LEfSe analysis revealed that the DNFB group showed a marked enrichment of the harmful bacterium Desulfovibrio. (Figures 3F, G). Desulfovibrio, Desulfovibrionaceae, and Desulfovibrionales, all related to the Desulfovibrionaceae family, can produce hydrogen sulfide through sulfate-reducing metabolism, disrupt intestinal barrier integrity, and lead to the activation of pro-inflammatory signaling pathways such as NF-κB, which correlates with the type 2 immune shift in AD. In contrast, L. rhamnosus HM126 intervention significantly enriched beneficial bacteria such as Faecalibacterium and Lactobacillus and partially reversed dysbiosis. In summary, L. rhamnosus HM126 may offer a novel therapeutic strategy for AD by reshaping the gut microbiota, suppressing opportunistic pathogens, and enriching beneficial metabolic bacteria.
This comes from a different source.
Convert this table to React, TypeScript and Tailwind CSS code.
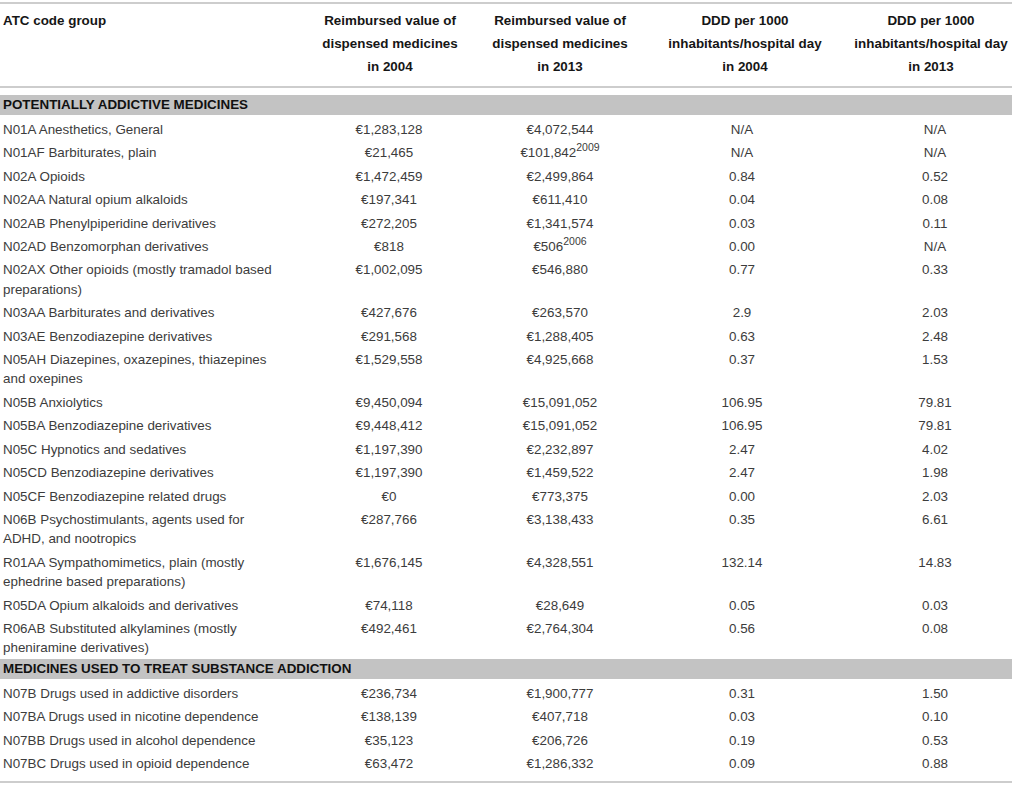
import React from 'react';

type Row = {
  atc: string[];
  v04: string;
  v13: string;
  sup?: string;
  d04: string;
  d13: string;
};

const addictive: Row[] = [
  { atc: ['N01A Anesthetics, General'], v04: '€1,283,128', v13: '€4,072,544', d04: 'N/A', d13: 'N/A' },
  { atc: ['N01AF Barbiturates, plain'], v04: '€21,465', v13: '€101,842', sup: '2009', d04: 'N/A', d13: 'N/A' },
  { atc: ['N02A Opioids'], v04: '€1,472,459', v13: '€2,499,864', d04: '0.84', d13: '0.52' },
  { atc: ['N02AA Natural opium alkaloids'], v04: '€197,341', v13: '€611,410', d04: '0.04', d13: '0.08' },
  { atc: ['N02AB Phenylpiperidine derivatives'], v04: '€272,205', v13: '€1,341,574', d04: '0.03', d13: '0.11' },
  { atc: ['N02AD Benzomorphan derivatives'], v04: '€818', v13: '€506', sup: '2006', d04: '0.00', d13: 'N/A' },
  { atc: ['N02AX Other opioids (mostly tramadol based', 'preparations)'], v04: '€1,002,095', v13: '€546,880', d04: '0.77', d13: '0.33' },
  { atc: ['N03AA Barbiturates and derivatives'], v04: '€427,676', v13: '€263,570', d04: '2.9', d13: '2.03' },
  { atc: ['N03AE Benzodiazepine derivatives'], v04: '€291,568', v13: '€1,288,405', d04: '0.63', d13: '2.48' },
  { atc: ['N05AH Diazepines, oxazepines, thiazepines', 'and oxepines'], v04: '€1,529,558', v13: '€4,925,668', d04: '0.37', d13: '1.53' },
  { atc: ['N05B Anxiolytics'], v04: '€9,450,094', v13: '€15,091,052', d04: '106.95', d13: '79.81' },
  { atc: ['N05BA Benzodiazepine derivatives'], v04: '€9,448,412', v13: '€15,091,052', d04: '106.95', d13: '79.81' },
  { atc: ['N05C Hypnotics and sedatives'], v04: '€1,197,390', v13: '€2,232,897', d04: '2.47', d13: '4.02' },
  { atc: ['N05CD Benzodiazepine derivatives'], v04: '€1,197,390', v13: '€1,459,522', d04: '2.47', d13: '1.98' },
  { atc: ['N05CF Benzodiazepine related drugs'], v04: '€0', v13: '€773,375', d04: '0.00', d13: '2.03' },
  { atc: ['N06B Psychostimulants, agents used for', 'ADHD, and nootropics'], v04: '€287,766', v13: '€3,138,433', d04: '0.35', d13: '6.61' },
  { atc: ['R01AA Sympathomimetics, plain (mostly', 'ephedrine based preparations)'], v04: '€1,676,145', v13: '€4,328,551', d04: '132.14', d13: '14.83' },
  { atc: ['R05DA Opium alkaloids and derivatives'], v04: '€74,118', v13: '€28,649', d04: '0.05', d13: '0.03' },
  { atc: ['R06AB Substituted alkylamines (mostly', 'pheniramine derivatives)'], v04: '€492,461', v13: '€2,764,304', d04: '0.56', d13: '0.08' },
];

const treatment: Row[] = [
  { atc: ['N07B Drugs used in addictive disorders'], v04: '€236,734', v13: '€1,900,777', d04: '0.31', d13: '1.50' },
  { atc: ['N07BA Drugs used in nicotine dependence'], v04: '€138,139', v13: '€407,718', d04: '0.03', d13: '0.10' },
  { atc: ['N07BB Drugs used in alcohol dependence'], v04: '€35,123', v13: '€206,726', d04: '0.19', d13: '0.53' },
  { atc: ['N07BC Drugs used in opioid dependence'], v04: '€63,472', v13: '€1,286,332', d04: '0.09', d13: '0.88' },
];

const cols = 'grid grid-cols-[300px_180px_160px_210px_162px]';

function Rule() {
  return <div className="h-[2px] bg-[#cdcdcd]" />;
}

function SectionBar({ title, className }: { title: string; className: string }) {
  return (
    <div className={`h-[20px] bg-[#c3c3c3] flex items-center pl-[3px] font-bold text-[#111] uppercase ${className}`}>
      {title}
    </div>
  );
}

function DataRow({ row }: { row: Row }) {
  return (
    <div className={`${cols} pt-[3px] pb-[1px] leading-[19.4px] text-[#3c3c3c]`}>
      <div className="pl-[3px]">
        {row.atc.map((line, i) => (
          <div key={i}>{line}</div>
        ))}
      </div>
      <div className="text-center pr-[2px]">{row.v04}</div>
      <div className="text-center">
        {row.v13}
        {row.sup && <sup className="text-[10.5px] top-[-0.6em]">{row.sup}</sup>}
      </div>
      <div className="text-center pr-[6px]">{row.d04}</div>
      <div className="text-center pl-[8px]">{row.d13}</div>
    </div>
  );
}

export default function App() {
  return (
    <div className="w-[1016px] min-h-[785px] bg-white pt-[2px] text-[13.4px] font-['Liberation_Sans',Arial,sans-serif]">
      <div className="w-[1012px]">
        <Rule />
        <div className={`${cols} pt-[5px] pb-[8px] leading-[23px] font-bold text-[#161616]`}>
          <div className="pl-[3px]">ATC code group</div>
          <div className="text-center">
            Reimbursed value of
            <br />
            dispensed medicines
            <br />
            in 2004
          </div>
          <div className="text-center">
            Reimbursed value of
            <br />
            dispensed medicines
            <br />
            in 2013
          </div>
          <div className="text-center">
            DDD per 1000
            <br />
            inhabitants/hospital day
            <br />
            in 2004
          </div>
          <div className="text-center">
            DDD per 1000
            <br />
            inhabitants/hospital day
            <br />
            in 2013
          </div>
        </div>
        <Rule />

        <SectionBar title="Potentially addictive medicines" className="mt-[7px] mb-[2px]" />
        {addictive.map((row, i) => (
          <DataRow key={i} row={row} />
        ))}

        <SectionBar title="Medicines used to treat substance addiction" className="mb-[2px]" />
        {treatment.map((row, i) => (
          <DataRow key={i} row={row} />
        ))}

        <div className="mt-[7px]">
          <Rule />
        </div>
      </div>
    </div>
  );
}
To further investigate the effects of L. rhamnosus HM126 on fecal metabolites in mice with AD, non-targeted metabolomic analysis was performed on fecal samples from the Control, DNFB, and H-Larh groups. PCA analysis indicates that QC samples cluster closely together, demonstrating good reproducibility of the experiment (Supplementary Figure S2). We constructed an OPLS-DA model for fecal samples to characterize intergroup metabolic changes (Figures 4A, B). Differentially expressed metabolites were screened using the criteria of VIP> 1 and p < 0.05. Compared with the control group, the DNFB group showed 325 differential metabolites, including 122 upregulated and 203 downregulated ones. Additionally, 134 differential metabolites were identified between the DNFB group and the Larh group, with 53 upregulated and 81 downregulated in the Larh group relative to the DNFB group. Integrative analysis of metabolomic data from the model and probiotic intervention groups revealed that these differential metabolites were mainly categorized into lipids, organic acids, organic heterocyclic compounds, and aromatic compounds. Notably, the number of downregulated metabolites was consistently higher than that of upregulated ones across the comparative groups (Figures 4C, D).

Further screening of metabolites present in both the DNFB vs Control and Larh vs DNFB comparisons identified 33 differential metabolites that met these criteria, potentially representing the core targets of L. rhamnosus HM126 intervention (Supplementary Table S1). Following L. rhamnosus HM126 treatment, significant metabolic rebalancing was observed for certain metabolites. Specifically, asiatic acid, phytosphingosine, Ser-Glu, PGF(2α)EA levels were significantly reduced and significantly increased in the DNFB and Larh groups, respectively. Argininosuccinic acid, L-rhamnose, and gamma-L-glutamyl-L-glutamic acid were significantly upregulated in the model group and significantly downregulated after L. rhamnosus HM126 treatment. (Figures 4E–K) These substances may be associated with the improvement of L. rhamnosus HM126 in mice.

Based on the differentially identified metabolites in fecal samples, metabolic pathway analysis using MetPA revealed 25 pathways potentially related to AD metabolic dysregulation. According to the significance criteria p < 0.05 and impact > 0.1, the following pathways were most likely associated with the mechanism by which L. rhamnosus HM126 alleviated AD. Three pathways—lysine degradation, galactose metabolism, and arginine biosynthesis—were disrupted by L. rhamnosus HM126 to improve endogenous metabolism in AD (Figure 4L).

To further elucidate the associations between gut microbiota and metabolites, Spearman correlation analyses were conducted between differentially expressed metabolites and gut microbiota (Figure 5). The key gut bacterial genus Prevotellaceae UCG-001 positively correlated with phytosphingosine and negatively correlated with N-acetyl-L-tyrosine and trans-zeatin. Alistipes was positively correlated with N-acetyl-L-tyrosine, argininosuccinic acid, trans-zeatin, and 2-aminoadipic acid. A positive correlation of Lactobacillius with asiatic acid and negative correlations with L-rhamnose, D-glucosaminic acid, Glu-His, and other compounds were observed. Additionally, Roseburia was positively correlated with DL-2-aminocaprylic acid, Materia resinol, Daidzein 4’-sulfate, and Glu-His.